O jornalista britânico Alex Kershaw é um grande contador de histórias, e, apesar de ter trabalhado em jornais como os tradicionais “The Guardian” e “The Independent”, para os quais entrevistou nomes como Frank Zappa e o enxadrista Garry Kasparov, foi contando histórias de guerra que ele encontrou sua vocação.
Em 2002, quando escrevia a biografia do fotógrafo de guerra Robert Capa, ele se deparou com a história de 22 jovens da pequena cidade de Bedford, na Virginia, que foram parte da primeira onda de ataques nas praias da Normandia e faleceram em combate. “The Bedford Boys”, livro de estreia de Kershaw, é uma homenagem a esses jovens, com histórias sobre eles e entrevistas com amigos e parentes.
Kershaw tomou gosto pelo tema e lançou diversos outros livros sobre histórias da Segunda Guerra Mundial, entre eles “The Liberator: One World War II Soldier's 500-Day Odyssey from the Beaches of Sicily to the Gates of Dachau”, que não tem edição no Brasil, mas seria traduzido mais ou menos como “O Libertador: A odisseia de 500 dias de um soldado na Segunda Guerra Mundial das praias da Sícilia aos portões de Dachau”. O livro conta a história de Felix Starks que agora chega à Netflix em uma minissérie de quatro episódios.
Desenvolvida e escrita pelo veterano Jeb Stuart (roteirista de “Duro de Matar”), “The Liberator” é toda realizada com técnica de rotoscopia - a série ficou por anos em desenvolvimento pelo History Channel, que a considerou cara demais para ser filmada de maneira convencional. O resultado causa estranheza, a princípio, mas não demora a ser assimilado; é graças à técnica que conseguimos acompanhar a jornada de Felix Starks (Bradley James) à frente do 157º batalhão com toda a grandiosidade necessária para se contar uma história de guerra.
“The Liberator” faz escolhas narrativas interessantes, partindo de um arco menor e mais pessoal até chegar aos grandes combates e às histórias de guerra a que estamos acostumados. Nesse ponto, a série em muito lembra a clássica “Band of Brothers”, principalmente por tentar investir no aspecto humano - o batalhão que acompanhamos é formado por descendentes de mexicanos, índios e irlandeses, etnias que não se davam nada bem nos EUA da primeira metade do século passado.

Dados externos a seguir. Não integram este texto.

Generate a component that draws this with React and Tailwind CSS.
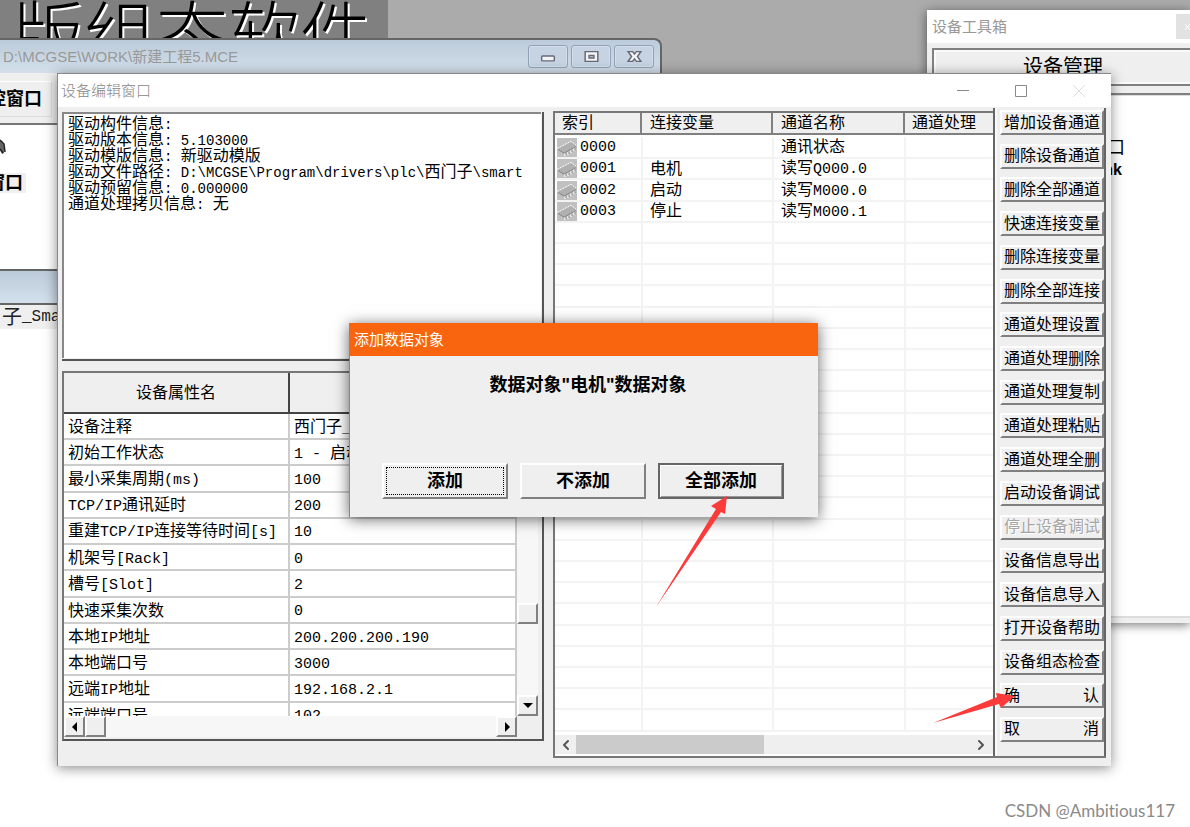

O texto até ensaia, na fala de um oficial alemão, comparar os problemas raciais estadunidenses aos ideais nazistas, mas essa ideia é logo abandonada.
Felix Starks, claro, foi o bondoso homem branco que liderou o batalhão, o que torna impossível dissociar sua figura da contestada imagem cinematográfica do “white savior”, ou seja, o homem branco que aparece para salvar o dia e por vezes até ensinar aos outros a sua própria cultura, algo no estilo “Green Book”. Felix, de fato, é o único personagem realmente desenvolvido em “The Liberator”, que conta com sua narração em off para contextualizar o espectador no início e no final de cada episódio.
Os quatro episódios da série são recortes não necessariamente sequenciais. Acompanhando 500 dias, a série faz saltos temporais e para contar as histórias e tem pouco tempo para desenvolver coadjuvantes. Isso não significa que não existam bons momentos de drama, pelo contrário, a série tem boa carga dramática, mas seria ainda mais forte se tivéssemos mais tempo para acompanhar o surgimento de toda amizade e cumplicidade entre aqueles soldados, algo que a já citada “Band of Brothers” faz com maestria. Em “The Liberator”, o espectador sente a dor de cada perda, mas sempre é Felix quem concentra essa dor para quem está em casa, nós sentimos porque ele sente, e não porque o roteiro fez com que nos importemos com os mortos.
“The Liberator” funcionaria melhor com mais tempo para os coadjuvantes. O roteiro se preocupa até mais em humanizar os nazistas, com algumas boas histórias, do que em dar profundidade aos soldados que lutam ao lado de Felix - na guerra, como o próprio poster da série faz questão de destacar, “nenhum soldado sobrevive sozinho”.
A mistura de animação e atores consegue transmitir a brutalidade do combate e faz com que a minissérie funcione no que se propõe a fazer: colocar o espectador dentro da guerra e fazer com que ele sinta não apenas a violência física, mas que entenda o aspecto mental de soldados que cada vez mais se distanciam da humanidade. “The Liberator” não é perfeita, mas tem tudo para agradar os fãs do gênero que se aventurarem por ela.